Opinion
July 12, 1976
Appeal from the Erie Supreme Court.
Present — Marsh, P.J., Moule, Simons, Goldman and Witmer, JJ.
Order unanimously reversed, without costs, and motion denied. Memorandum: This negligence action was commenced on March 28, 1972 seeking damages for an accident which occurred on January 31, 1970. A note of issue was filed on April 21, 1972, examinations before trial were had and the action reached the Erie County Supreme Court held causes calendar on November 7, 1973. Pursuant to the rules it was stricken from the calendar because a statement of readiness had not been filed. On November 8, 1974, pursuant to CPLR 3404, the Erie County clerk entered an order of dismissal. No action was taken by the plaintiffs until October 23, 1975, 23 months after the action was marked off, when a motion was made to restore the action and vacate the dismissal. Special Term's order on December 8, 1975 restoring the case to the calendar was an improvident exercise of discretion.

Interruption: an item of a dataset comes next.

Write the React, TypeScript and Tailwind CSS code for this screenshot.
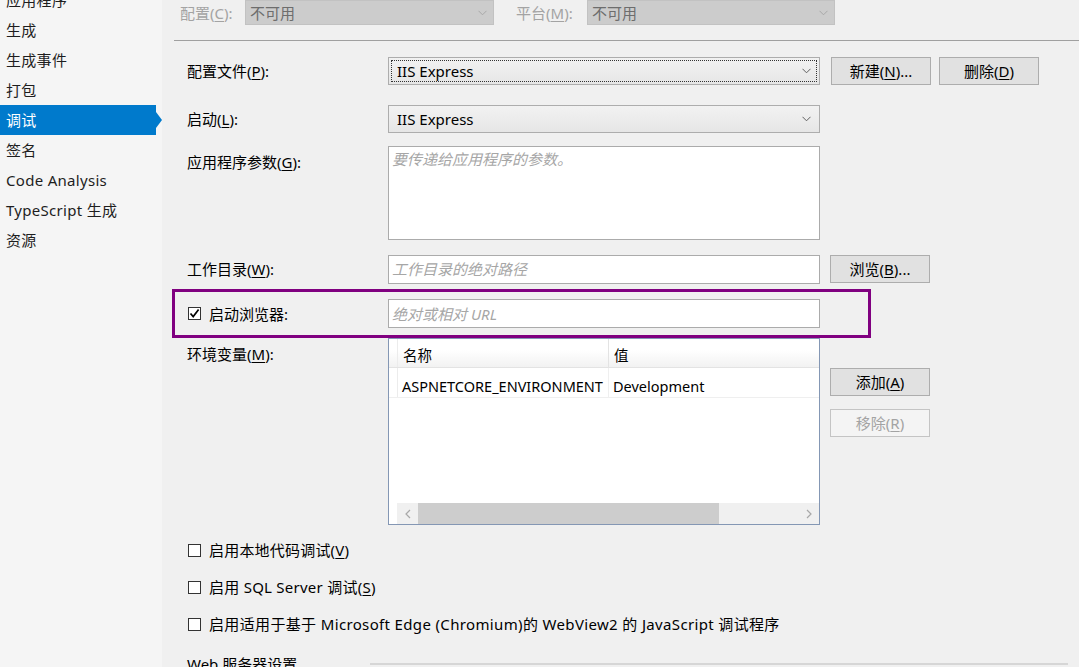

We have written innumerable times on this subject, as have all of the Departments of the Appellate Divisions of the State. "In the absence of a motion to vacate the default, supported by appropriate showing of merit, absence of prejudice to the defendant, excuse for default and present readiness", restoration to the calendar was clearly improper (Colucci v Slippery Slats All That, 52 A.D.2d 1083). (See, also, Chavoustie v Village of Newark, 52 A.D.2d 1064; McIntire Assoc. v Glens Falls Ins. Co., 41 A.D.2d 692.)